What Caused the Split Between the Northern & Southern Democrats in 1860?
In 1860, the United States was expanding into the West. As the presidential election approached, differences of opinion on whether slavery should be allowed in the territories reached a fevered pitch, threatening to tear the country apart. Reflecting the nation's division, Northern and Southern Democratic Party delegates found it impossible to agree on a single candidate or party platform.
1 Setting the Stage
An estimated four million people were slaves when the 1860 presidential race began. The Southern economy, and to some extent the economy of the entire United States, depended on slave-grown cotton. The major question of the election was whether slavery would be permitted in the Western territories. Both Republican candidates -- Abraham Lincoln, who won the party's nomination, and William H. Seward -- took staunch antislavery positions. Democratic candidate John Breckinridge advocated a federal law protecting slave owners' rights in the territories.

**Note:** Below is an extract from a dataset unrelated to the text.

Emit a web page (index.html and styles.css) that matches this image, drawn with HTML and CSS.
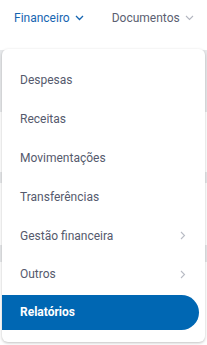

When the territory became a state, its residents could vote to decide whether slavery would be allowed. His opponent, Stephen Douglas, also believed the question should be decided by a state's residents, but didn't approve of a federal law protecting slavery in territories that weren't yet states.
2 Chaos in Charleston
The rift between Northern and Southern delegates grew when the Democratic party held its convention in Charleston, S.C. in the spring of 1860. Outgoing president James Buchanan endorsed Breckinridge, who was serving as vice president. Hailing from the slave state of Kentucky, Breckinridge wanted the party platform to include a plank supporting congressional protection of slaves as property. Douglas believed the federal government had no power either to allow or forbid slavery, a position he had articulated in Senate campaign debates with Lincoln. Neither Breckinridge nor Douglas could gain a majority, and as tensions mounted, the delegates from Southern states walked out of the convention. The remaining delegates were forced to adjourn without nominating a candidate for president.
3 A House Divided
The Democratic Party reconvened in Baltimore, but six weeks had done nothing to ease the divide in the party over the slavery issue. The delegations of 10 southern states left the Baltimore convention and held their own, for the Constitutional Democrats, where they nominated Breckinridge for president -- evidently with President Buchanan's seal of approval. The remaining delegations nominated Douglas as the Democratic candidate. The Democrats became all the more fragmented when a group calling themselves the Constitutional Union party convened and nominated John Bell, a moderate from Tennessee. Bell believed slavery should be federally protected where it existed but prevented from spreading.
4 On the Brink
The 1860 election marked the first time a candidate was elected president with less than 50 percent of the vote. Lincoln's name didn't appear on the ballot in Southern states, and Douglas was equally hated in the South after his Senate debates with Lincoln two years prior. In a sense, there were two presidential elections in 1860: Lincoln and Douglas battled it out in the North, while Breckinridge and Bell competed in the South. When Lincoln's victory was announced, the South Carolina state legislature voted unanimously to secede from the union. Lincoln wasn't inaugurated until March. By that time six other states -- Mississippi, Florida, Alabama, Georgia, Louisiana and Texas -- had joined South Carolina in seceding, and civil war was imminent.